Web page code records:
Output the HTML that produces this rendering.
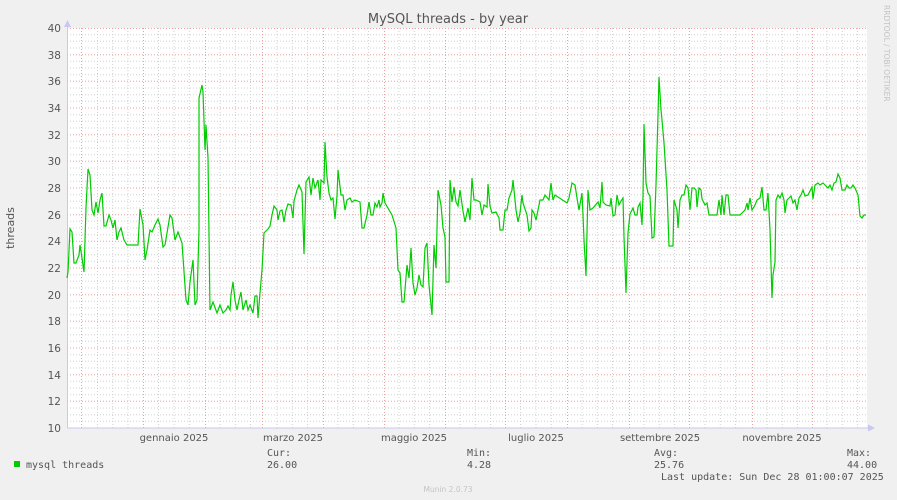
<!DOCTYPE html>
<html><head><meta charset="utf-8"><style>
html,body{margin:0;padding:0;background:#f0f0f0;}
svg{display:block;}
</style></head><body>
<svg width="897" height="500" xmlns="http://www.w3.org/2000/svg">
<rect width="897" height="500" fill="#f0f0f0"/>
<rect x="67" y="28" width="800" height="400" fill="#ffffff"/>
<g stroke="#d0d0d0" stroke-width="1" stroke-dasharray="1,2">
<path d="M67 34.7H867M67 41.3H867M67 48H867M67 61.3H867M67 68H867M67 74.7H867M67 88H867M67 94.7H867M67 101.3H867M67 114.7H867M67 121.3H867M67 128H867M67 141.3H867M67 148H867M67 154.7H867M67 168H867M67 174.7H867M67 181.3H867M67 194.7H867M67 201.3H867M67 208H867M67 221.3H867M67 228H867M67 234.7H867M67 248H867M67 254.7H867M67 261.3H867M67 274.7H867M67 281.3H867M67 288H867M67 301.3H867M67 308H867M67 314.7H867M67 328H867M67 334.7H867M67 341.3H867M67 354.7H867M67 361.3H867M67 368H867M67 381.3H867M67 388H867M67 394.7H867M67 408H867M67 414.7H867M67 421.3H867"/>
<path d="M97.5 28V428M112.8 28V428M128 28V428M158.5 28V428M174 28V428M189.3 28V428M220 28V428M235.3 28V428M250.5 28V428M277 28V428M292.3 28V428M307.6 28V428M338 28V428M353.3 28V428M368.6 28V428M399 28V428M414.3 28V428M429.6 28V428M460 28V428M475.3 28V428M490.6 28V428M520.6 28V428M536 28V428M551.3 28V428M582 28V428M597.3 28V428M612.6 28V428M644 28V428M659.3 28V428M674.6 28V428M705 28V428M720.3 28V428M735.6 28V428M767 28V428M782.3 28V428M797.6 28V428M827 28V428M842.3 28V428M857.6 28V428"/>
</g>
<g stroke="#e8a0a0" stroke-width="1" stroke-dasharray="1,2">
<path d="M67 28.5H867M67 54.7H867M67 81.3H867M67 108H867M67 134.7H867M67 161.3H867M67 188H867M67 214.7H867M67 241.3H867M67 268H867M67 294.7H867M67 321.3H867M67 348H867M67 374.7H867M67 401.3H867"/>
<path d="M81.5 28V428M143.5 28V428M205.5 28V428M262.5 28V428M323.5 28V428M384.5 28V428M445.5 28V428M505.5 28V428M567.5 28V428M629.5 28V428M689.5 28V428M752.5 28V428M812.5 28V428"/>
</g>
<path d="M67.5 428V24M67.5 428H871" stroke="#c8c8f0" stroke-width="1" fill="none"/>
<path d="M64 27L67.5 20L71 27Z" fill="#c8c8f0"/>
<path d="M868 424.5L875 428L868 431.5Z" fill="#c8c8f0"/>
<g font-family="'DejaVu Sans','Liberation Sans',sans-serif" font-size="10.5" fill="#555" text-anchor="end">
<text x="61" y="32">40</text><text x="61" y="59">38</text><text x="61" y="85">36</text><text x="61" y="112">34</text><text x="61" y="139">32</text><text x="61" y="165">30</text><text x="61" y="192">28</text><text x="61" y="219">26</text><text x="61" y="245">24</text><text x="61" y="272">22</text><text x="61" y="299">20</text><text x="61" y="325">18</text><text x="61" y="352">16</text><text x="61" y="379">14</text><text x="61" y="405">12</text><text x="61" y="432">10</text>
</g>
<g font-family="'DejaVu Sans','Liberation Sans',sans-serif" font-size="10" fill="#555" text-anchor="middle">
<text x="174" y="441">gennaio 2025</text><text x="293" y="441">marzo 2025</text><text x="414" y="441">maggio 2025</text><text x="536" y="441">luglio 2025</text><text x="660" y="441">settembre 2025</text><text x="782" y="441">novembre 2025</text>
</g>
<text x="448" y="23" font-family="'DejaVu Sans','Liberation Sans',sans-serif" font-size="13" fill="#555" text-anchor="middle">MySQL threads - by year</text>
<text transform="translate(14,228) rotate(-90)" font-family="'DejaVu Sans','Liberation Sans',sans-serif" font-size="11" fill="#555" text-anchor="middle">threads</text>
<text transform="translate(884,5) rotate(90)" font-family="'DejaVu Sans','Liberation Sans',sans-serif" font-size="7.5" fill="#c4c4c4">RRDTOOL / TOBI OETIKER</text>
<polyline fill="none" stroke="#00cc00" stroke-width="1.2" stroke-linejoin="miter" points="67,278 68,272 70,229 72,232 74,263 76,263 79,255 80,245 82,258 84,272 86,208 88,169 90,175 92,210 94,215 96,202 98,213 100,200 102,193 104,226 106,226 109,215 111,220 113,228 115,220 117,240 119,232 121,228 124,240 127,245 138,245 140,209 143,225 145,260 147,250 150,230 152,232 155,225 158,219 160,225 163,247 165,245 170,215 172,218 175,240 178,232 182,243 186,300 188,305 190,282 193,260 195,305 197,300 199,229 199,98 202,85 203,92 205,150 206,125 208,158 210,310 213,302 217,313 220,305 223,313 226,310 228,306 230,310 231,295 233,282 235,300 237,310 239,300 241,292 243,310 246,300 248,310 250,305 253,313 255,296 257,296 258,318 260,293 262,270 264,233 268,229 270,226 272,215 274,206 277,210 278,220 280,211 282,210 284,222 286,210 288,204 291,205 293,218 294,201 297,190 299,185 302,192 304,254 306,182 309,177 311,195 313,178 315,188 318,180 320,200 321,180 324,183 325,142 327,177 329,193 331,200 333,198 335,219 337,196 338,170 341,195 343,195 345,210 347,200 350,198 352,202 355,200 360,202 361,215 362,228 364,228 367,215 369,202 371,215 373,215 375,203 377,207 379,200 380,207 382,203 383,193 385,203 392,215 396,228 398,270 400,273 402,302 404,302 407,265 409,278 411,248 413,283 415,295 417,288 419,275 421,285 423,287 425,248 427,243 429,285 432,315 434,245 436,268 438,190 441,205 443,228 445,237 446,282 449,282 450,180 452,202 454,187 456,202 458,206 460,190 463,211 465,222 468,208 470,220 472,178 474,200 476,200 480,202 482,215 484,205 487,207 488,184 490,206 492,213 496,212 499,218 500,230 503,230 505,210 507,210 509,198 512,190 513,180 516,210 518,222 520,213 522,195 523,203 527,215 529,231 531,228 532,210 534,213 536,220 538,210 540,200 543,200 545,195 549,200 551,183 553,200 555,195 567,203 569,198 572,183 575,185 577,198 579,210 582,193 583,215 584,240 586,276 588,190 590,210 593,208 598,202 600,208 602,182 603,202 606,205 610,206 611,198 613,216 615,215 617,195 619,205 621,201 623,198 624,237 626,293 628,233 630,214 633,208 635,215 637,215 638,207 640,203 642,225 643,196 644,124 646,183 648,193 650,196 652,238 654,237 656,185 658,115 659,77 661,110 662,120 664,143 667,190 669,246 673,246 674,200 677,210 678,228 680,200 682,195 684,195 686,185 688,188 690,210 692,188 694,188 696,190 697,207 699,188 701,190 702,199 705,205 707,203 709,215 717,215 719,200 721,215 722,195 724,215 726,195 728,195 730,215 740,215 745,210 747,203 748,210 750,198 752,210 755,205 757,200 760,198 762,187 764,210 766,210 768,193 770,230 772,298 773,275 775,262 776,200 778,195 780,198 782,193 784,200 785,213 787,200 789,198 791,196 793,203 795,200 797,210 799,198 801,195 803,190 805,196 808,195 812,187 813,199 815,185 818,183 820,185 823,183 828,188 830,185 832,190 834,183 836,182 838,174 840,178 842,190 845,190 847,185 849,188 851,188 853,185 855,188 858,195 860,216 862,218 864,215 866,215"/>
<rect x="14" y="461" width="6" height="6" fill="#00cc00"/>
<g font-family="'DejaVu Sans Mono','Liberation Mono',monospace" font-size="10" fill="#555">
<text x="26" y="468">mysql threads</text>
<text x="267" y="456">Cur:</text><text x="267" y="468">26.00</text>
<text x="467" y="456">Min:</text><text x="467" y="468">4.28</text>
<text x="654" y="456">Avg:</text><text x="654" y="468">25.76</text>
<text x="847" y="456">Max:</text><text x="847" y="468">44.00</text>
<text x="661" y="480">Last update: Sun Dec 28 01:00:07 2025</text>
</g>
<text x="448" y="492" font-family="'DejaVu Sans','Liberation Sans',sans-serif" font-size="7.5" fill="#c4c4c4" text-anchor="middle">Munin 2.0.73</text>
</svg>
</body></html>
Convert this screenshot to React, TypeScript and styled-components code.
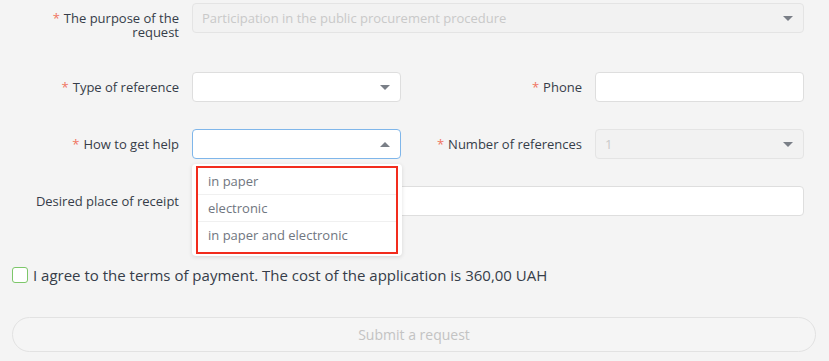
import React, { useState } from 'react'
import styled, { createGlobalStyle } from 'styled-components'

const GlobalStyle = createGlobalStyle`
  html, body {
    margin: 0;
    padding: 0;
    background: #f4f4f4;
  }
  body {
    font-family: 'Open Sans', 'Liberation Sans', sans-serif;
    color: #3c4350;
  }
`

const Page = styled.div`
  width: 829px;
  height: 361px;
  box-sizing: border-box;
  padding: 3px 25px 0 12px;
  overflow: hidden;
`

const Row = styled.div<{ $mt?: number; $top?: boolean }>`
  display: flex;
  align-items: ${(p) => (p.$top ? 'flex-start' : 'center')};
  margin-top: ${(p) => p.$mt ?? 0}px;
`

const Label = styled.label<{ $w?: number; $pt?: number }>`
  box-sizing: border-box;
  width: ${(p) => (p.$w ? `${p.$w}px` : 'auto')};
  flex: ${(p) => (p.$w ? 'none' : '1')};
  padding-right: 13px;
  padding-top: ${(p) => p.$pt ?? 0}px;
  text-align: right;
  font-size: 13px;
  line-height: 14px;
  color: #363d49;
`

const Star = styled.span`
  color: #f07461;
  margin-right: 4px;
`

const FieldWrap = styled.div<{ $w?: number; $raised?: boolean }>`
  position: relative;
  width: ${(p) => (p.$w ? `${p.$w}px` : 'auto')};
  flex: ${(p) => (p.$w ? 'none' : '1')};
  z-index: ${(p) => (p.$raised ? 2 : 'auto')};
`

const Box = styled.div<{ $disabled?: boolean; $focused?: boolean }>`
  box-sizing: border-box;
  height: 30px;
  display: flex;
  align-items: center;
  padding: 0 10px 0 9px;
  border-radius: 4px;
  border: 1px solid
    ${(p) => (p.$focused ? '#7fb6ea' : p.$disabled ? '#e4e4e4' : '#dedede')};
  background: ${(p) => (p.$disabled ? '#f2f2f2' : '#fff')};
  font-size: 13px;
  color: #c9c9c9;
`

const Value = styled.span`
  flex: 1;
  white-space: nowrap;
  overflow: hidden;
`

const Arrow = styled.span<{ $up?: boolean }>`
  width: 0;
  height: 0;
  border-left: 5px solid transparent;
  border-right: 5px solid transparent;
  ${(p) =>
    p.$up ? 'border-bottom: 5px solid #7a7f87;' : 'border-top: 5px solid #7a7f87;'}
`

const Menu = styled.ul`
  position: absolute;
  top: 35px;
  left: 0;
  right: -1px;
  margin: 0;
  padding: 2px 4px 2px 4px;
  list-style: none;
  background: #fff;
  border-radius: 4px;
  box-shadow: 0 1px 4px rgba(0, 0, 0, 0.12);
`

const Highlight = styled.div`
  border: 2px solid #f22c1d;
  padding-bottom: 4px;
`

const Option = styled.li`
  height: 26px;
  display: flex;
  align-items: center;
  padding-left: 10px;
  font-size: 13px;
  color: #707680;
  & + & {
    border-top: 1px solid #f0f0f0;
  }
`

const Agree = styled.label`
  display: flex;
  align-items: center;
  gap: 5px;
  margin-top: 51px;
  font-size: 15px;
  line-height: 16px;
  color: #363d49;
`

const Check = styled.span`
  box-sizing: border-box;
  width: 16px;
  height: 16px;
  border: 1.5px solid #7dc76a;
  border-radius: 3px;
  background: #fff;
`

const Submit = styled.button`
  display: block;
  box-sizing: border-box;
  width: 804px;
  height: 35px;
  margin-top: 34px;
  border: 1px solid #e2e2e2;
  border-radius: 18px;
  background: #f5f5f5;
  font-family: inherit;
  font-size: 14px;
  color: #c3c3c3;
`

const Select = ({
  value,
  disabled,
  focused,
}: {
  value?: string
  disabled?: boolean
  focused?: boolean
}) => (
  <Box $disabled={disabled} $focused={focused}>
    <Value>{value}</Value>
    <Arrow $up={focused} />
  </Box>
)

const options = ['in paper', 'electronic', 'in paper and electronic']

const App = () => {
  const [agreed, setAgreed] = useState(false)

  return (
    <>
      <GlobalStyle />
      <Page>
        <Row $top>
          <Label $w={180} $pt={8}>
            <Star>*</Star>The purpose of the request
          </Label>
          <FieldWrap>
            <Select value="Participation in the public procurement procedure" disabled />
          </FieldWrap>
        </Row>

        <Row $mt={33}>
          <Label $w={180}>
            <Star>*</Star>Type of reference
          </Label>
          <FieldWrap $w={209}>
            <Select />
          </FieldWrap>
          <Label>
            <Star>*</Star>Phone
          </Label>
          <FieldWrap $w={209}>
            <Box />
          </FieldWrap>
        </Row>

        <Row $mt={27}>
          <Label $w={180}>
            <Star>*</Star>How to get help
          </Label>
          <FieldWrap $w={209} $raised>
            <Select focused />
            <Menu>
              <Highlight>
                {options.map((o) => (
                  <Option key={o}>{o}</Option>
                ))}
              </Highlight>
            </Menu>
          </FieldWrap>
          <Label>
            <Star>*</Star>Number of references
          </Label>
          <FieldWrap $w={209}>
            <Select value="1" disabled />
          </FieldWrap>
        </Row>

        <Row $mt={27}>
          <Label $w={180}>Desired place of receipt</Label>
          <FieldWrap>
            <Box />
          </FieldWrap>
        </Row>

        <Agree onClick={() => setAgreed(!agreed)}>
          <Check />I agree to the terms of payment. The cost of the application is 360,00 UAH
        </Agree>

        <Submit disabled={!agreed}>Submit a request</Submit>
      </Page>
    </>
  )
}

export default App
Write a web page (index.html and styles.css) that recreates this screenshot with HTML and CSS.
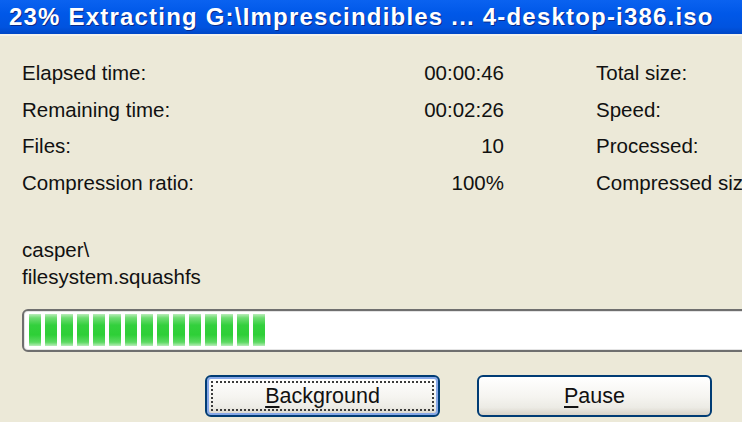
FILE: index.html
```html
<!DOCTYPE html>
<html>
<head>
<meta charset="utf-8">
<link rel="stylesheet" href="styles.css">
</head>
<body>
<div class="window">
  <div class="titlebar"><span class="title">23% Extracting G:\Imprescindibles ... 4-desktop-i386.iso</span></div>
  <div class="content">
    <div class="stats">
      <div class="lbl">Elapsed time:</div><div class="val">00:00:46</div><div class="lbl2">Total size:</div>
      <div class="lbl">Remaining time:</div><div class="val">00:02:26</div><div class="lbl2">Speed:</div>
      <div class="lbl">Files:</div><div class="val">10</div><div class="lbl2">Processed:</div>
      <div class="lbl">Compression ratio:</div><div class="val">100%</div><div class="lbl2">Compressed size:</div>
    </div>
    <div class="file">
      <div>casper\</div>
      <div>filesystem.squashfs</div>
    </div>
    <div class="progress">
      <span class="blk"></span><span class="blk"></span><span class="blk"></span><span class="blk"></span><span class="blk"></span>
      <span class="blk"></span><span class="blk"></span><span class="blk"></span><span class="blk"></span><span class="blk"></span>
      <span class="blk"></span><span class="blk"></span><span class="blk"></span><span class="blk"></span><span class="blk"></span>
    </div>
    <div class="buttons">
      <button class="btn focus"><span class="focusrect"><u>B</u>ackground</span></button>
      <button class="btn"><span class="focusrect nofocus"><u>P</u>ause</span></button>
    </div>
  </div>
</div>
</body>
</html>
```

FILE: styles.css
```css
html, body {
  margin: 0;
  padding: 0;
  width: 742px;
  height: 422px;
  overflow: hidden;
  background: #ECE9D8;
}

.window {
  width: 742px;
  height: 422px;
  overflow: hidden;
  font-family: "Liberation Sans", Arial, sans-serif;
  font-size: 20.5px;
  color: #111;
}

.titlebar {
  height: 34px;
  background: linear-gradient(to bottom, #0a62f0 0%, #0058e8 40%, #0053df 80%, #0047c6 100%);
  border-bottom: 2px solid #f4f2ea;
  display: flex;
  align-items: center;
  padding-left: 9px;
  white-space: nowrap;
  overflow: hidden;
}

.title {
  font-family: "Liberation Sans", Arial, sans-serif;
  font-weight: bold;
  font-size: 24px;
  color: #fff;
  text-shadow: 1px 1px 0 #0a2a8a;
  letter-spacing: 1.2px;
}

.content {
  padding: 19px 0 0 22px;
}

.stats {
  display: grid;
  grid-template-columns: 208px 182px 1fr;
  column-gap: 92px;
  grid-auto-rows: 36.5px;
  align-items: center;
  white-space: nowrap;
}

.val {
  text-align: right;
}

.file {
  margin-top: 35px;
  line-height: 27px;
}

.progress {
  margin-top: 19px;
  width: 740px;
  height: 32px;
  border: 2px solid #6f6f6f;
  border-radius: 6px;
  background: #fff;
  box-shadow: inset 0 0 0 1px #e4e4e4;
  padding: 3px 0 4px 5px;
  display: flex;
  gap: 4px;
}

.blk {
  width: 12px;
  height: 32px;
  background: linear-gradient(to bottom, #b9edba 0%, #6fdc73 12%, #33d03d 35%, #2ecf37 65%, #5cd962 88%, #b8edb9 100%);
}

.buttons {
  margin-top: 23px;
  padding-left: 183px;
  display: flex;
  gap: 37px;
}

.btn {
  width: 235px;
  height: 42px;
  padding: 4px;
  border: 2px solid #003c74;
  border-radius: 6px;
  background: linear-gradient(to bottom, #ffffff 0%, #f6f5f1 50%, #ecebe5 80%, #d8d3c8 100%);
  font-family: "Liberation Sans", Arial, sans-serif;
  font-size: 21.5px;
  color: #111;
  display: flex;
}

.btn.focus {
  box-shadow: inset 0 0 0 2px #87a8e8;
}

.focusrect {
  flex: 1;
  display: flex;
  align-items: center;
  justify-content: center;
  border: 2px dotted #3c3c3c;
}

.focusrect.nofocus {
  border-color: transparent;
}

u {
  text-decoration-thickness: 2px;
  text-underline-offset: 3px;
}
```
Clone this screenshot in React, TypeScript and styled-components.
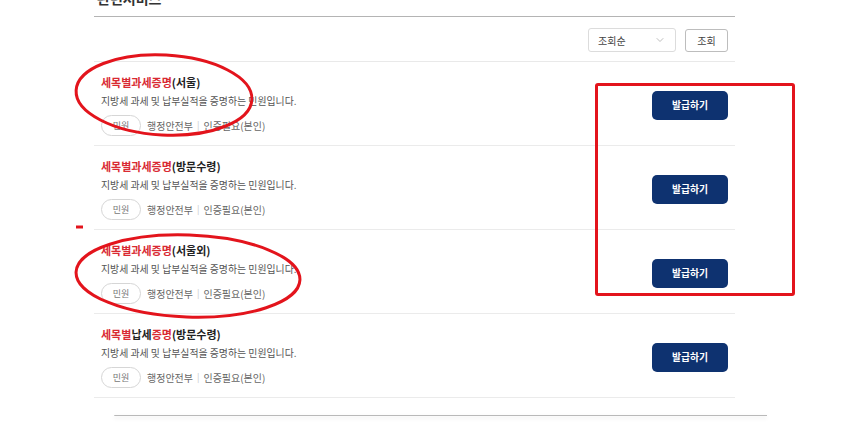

Exercise objective: Only the number is wanted: how many lines in the preceding entries hold the string "styles"?

Completed exercise: 3